- _SOURCE RECORDS_
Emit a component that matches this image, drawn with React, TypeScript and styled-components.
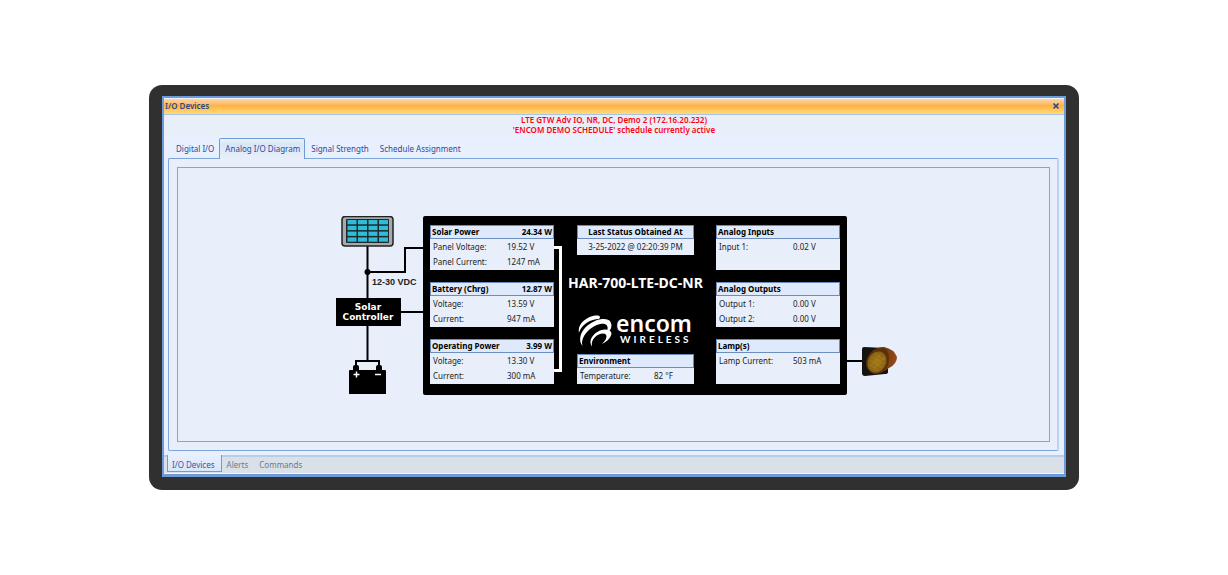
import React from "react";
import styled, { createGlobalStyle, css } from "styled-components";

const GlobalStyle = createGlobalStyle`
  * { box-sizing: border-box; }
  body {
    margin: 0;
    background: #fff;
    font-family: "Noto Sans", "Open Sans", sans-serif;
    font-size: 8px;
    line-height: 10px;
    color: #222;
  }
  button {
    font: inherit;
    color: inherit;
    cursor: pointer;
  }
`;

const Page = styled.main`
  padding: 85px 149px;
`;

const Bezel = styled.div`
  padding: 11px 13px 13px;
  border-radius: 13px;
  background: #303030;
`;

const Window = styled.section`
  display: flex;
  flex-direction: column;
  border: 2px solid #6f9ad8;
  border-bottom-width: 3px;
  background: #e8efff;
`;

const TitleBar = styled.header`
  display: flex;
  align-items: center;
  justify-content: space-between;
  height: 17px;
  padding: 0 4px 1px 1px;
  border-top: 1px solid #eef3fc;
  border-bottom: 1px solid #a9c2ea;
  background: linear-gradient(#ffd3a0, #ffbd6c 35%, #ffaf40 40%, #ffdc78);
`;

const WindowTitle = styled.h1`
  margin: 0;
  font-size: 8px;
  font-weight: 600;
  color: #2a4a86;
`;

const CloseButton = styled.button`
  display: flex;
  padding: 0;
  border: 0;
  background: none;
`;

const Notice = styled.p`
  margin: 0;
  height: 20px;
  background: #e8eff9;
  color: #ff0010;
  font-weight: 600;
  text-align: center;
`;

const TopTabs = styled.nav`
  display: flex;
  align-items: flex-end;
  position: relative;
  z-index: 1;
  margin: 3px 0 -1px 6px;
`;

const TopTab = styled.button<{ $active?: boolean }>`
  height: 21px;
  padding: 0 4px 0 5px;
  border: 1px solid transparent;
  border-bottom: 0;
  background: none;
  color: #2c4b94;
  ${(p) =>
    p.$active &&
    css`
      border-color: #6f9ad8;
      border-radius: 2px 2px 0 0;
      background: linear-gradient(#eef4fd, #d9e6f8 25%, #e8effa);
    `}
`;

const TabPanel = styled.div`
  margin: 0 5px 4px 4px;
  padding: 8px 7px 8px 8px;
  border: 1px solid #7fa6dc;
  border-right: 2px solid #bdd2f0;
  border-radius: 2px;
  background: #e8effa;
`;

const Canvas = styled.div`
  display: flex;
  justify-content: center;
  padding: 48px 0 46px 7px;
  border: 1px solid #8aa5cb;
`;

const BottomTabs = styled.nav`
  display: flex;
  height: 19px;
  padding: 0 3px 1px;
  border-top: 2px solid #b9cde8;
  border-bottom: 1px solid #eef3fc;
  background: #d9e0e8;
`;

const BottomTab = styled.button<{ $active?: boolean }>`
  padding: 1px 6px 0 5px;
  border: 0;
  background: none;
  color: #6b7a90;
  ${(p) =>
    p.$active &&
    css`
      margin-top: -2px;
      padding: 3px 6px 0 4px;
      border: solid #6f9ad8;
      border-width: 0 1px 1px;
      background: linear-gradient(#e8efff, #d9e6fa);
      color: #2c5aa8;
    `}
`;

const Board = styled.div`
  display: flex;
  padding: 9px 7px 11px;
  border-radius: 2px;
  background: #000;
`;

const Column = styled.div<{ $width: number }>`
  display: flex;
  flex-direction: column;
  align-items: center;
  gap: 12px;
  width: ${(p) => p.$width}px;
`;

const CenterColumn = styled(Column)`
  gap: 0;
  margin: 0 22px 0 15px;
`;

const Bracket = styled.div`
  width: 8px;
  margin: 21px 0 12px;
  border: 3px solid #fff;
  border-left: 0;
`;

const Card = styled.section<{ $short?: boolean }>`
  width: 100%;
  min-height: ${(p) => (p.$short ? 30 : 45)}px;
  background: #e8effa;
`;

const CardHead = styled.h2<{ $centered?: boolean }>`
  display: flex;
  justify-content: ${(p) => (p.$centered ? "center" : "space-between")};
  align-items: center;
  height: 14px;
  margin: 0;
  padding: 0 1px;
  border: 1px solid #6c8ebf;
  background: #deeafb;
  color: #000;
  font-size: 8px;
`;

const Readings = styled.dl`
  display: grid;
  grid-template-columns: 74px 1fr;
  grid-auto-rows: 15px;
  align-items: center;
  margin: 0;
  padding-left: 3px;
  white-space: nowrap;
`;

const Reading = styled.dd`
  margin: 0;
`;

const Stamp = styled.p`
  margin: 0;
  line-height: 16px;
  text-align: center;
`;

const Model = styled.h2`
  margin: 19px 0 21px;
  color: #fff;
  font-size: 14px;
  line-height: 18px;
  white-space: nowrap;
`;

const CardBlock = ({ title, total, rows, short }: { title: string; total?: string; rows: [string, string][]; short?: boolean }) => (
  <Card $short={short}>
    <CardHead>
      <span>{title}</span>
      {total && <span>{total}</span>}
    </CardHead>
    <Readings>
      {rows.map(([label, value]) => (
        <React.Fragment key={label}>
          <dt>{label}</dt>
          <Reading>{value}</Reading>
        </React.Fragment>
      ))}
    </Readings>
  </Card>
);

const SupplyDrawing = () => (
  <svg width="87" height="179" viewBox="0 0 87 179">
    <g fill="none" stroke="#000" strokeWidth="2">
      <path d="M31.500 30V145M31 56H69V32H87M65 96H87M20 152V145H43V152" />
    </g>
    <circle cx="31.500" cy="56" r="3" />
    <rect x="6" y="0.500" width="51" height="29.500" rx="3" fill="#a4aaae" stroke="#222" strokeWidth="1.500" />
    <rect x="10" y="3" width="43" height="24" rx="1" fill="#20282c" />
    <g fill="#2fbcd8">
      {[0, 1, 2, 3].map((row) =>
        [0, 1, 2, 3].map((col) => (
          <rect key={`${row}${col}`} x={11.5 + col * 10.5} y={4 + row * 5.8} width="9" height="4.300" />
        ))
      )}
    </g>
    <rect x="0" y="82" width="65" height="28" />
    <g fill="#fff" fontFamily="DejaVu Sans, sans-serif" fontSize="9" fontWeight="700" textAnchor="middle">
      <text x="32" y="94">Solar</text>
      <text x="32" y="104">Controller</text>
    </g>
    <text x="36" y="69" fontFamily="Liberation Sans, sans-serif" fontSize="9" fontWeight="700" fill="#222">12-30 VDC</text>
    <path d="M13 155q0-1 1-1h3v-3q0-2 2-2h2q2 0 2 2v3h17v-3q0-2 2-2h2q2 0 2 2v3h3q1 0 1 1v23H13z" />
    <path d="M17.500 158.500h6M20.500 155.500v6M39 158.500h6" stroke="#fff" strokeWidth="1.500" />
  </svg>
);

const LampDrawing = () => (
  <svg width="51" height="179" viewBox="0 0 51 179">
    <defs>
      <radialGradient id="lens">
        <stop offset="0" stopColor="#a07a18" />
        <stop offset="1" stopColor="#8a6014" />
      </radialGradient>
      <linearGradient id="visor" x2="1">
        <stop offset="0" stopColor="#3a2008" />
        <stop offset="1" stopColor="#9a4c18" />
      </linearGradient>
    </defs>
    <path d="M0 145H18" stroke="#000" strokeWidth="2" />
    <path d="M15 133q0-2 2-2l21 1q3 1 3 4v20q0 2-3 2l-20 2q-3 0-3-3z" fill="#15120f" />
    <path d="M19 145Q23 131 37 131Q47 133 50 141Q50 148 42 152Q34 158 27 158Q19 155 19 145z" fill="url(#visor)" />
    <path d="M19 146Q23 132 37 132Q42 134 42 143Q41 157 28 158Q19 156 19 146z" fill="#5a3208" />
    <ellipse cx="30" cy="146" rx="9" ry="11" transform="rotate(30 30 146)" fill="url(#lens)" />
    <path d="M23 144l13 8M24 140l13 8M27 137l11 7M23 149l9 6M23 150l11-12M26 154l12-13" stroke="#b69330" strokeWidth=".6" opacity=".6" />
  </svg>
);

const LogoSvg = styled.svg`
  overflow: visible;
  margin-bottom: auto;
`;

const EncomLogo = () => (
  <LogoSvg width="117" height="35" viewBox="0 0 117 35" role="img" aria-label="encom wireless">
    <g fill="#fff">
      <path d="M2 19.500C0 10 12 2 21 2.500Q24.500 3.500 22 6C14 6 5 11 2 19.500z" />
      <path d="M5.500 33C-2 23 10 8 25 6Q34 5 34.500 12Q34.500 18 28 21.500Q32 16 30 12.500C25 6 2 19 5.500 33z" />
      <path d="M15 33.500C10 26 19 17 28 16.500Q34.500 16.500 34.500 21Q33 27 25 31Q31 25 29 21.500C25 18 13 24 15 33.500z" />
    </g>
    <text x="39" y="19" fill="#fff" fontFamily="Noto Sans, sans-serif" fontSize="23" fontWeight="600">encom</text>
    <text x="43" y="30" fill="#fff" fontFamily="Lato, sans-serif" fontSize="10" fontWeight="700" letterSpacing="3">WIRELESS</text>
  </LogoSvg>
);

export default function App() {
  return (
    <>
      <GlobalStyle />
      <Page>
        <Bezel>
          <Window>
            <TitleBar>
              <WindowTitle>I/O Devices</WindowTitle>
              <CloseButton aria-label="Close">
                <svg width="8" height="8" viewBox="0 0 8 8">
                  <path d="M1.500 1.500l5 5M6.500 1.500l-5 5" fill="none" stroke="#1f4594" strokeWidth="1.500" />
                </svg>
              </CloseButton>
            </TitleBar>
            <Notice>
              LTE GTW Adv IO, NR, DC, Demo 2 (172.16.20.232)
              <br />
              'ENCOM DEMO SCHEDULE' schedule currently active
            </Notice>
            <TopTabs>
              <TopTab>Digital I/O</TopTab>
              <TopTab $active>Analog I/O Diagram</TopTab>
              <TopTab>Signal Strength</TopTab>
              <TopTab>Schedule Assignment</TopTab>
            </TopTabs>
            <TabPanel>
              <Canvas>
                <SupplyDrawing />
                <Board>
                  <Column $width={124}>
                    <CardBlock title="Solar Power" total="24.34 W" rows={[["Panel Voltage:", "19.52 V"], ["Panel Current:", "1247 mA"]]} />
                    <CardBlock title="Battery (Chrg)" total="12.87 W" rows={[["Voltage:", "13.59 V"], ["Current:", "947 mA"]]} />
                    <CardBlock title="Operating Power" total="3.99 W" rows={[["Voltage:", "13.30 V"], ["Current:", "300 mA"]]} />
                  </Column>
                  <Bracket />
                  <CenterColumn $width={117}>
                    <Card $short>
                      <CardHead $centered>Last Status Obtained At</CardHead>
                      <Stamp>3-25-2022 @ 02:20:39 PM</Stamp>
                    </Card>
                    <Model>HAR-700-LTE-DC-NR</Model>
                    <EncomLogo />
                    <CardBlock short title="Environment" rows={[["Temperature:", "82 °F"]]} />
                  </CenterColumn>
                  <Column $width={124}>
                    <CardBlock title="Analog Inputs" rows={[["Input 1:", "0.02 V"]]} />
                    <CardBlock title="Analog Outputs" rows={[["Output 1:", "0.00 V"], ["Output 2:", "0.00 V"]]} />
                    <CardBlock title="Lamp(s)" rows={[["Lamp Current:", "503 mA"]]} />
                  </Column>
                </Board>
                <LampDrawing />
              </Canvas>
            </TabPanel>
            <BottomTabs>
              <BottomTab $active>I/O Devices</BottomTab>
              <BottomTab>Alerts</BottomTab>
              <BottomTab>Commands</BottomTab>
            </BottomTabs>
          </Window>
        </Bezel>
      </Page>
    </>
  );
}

...

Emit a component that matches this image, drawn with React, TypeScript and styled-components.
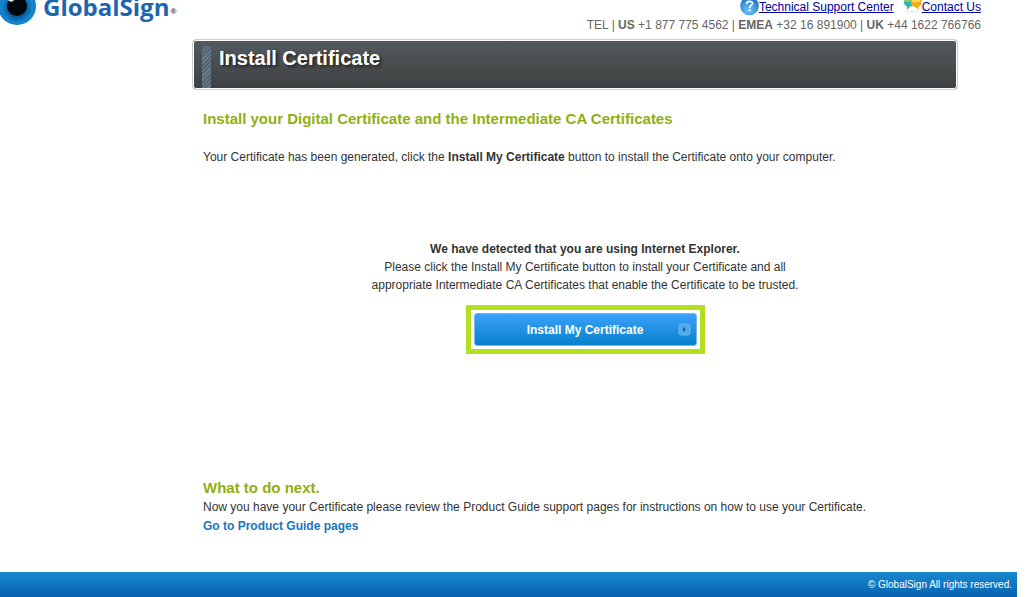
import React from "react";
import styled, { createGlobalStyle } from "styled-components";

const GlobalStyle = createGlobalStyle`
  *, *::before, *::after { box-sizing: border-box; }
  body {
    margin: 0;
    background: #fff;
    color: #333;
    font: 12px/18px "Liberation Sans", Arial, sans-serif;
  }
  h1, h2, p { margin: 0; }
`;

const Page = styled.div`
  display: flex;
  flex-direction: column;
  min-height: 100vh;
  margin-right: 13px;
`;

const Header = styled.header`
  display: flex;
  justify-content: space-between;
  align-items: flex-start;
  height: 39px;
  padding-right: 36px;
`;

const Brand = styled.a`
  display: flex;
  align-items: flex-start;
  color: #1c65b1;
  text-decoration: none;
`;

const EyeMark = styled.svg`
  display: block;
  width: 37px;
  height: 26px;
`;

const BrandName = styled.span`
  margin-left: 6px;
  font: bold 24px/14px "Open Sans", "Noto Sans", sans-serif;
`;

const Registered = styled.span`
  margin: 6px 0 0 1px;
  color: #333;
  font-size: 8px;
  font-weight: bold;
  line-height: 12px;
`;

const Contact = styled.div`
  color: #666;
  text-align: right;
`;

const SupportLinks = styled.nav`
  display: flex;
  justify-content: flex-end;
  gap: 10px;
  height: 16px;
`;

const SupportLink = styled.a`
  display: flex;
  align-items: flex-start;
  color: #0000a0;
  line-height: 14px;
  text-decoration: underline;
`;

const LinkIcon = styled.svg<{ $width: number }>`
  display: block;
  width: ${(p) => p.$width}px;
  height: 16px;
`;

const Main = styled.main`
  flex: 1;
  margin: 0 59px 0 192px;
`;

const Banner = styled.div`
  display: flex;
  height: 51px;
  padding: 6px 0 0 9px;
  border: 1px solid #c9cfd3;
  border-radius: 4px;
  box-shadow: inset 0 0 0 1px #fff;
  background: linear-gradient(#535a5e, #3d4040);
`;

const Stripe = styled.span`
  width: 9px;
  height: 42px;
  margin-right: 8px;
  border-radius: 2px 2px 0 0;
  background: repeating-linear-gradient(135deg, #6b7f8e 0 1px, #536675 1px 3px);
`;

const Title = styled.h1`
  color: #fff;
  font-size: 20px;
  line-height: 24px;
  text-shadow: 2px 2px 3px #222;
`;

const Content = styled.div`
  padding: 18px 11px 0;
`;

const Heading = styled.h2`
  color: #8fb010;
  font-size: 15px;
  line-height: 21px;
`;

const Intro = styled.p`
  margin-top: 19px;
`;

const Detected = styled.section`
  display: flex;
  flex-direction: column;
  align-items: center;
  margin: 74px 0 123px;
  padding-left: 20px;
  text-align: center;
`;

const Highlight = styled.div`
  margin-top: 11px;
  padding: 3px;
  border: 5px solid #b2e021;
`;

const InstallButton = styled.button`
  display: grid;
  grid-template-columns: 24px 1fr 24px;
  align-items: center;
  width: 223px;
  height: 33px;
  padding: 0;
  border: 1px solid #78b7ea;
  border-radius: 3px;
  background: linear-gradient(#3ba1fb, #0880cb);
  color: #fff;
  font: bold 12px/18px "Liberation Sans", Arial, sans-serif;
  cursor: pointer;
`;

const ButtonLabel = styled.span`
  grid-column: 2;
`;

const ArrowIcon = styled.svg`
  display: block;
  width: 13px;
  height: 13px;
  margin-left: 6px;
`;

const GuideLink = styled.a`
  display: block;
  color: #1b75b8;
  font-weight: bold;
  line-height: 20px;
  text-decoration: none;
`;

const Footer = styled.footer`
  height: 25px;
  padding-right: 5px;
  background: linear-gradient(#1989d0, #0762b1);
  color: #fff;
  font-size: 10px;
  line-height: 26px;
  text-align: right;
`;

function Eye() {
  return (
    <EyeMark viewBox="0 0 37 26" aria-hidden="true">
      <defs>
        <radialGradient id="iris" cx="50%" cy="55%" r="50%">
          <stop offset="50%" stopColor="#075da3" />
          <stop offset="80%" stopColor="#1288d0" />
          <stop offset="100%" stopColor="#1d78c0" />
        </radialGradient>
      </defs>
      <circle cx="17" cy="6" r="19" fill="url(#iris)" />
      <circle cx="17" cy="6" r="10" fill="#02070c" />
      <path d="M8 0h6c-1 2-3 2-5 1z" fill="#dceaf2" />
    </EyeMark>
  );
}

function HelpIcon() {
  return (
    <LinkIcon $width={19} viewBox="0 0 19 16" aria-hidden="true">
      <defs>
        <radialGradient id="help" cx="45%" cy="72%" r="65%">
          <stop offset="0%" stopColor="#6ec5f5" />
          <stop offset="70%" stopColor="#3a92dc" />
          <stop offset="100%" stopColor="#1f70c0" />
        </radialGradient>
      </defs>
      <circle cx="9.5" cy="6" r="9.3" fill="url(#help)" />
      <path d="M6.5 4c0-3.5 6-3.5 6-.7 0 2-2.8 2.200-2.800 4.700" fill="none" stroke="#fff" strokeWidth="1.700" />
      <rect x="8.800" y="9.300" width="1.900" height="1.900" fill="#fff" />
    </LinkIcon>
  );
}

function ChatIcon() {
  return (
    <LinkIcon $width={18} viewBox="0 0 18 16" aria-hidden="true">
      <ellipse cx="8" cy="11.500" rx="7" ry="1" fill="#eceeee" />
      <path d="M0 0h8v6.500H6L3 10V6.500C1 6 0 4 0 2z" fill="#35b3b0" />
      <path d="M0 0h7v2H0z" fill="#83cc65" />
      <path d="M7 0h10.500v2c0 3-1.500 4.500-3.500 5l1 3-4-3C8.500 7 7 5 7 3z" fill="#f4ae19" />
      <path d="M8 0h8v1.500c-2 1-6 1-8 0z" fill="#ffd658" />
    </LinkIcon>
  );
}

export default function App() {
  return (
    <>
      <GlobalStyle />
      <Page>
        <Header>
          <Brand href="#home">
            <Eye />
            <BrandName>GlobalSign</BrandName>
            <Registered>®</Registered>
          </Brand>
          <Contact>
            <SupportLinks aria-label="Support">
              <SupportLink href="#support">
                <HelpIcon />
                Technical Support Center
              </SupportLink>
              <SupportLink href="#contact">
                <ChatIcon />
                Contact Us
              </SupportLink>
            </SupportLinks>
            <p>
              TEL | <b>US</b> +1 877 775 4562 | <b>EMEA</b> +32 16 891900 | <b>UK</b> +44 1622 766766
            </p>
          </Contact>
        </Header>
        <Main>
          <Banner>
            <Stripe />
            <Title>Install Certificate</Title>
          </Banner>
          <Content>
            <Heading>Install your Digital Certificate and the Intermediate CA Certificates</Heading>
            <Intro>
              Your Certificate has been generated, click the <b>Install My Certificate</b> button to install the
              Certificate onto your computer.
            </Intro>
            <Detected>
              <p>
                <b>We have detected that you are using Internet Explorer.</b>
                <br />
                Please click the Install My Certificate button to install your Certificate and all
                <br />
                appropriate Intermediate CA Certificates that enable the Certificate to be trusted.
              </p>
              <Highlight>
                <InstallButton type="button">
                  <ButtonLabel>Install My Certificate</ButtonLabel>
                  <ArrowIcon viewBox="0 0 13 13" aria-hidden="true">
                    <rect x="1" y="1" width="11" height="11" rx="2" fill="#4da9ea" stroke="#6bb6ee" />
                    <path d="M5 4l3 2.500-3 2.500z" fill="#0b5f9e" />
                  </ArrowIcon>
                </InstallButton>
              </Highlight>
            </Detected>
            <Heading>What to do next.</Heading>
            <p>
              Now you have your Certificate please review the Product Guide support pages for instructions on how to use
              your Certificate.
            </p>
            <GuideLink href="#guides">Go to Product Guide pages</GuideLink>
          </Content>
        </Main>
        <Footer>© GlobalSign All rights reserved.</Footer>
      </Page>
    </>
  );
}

- _TASK INSTRUCTIONS_
Find every line in the records above that contains the word "components", and copy each one.

- _ANSWER_
Emit a component that matches this image, drawn with React, TypeScript and styled-components.
import styled, { createGlobalStyle, css } from "styled-components";
Emit a component that matches this image, drawn with React, TypeScript and styled-components.
import styled, { createGlobalStyle } from "styled-components";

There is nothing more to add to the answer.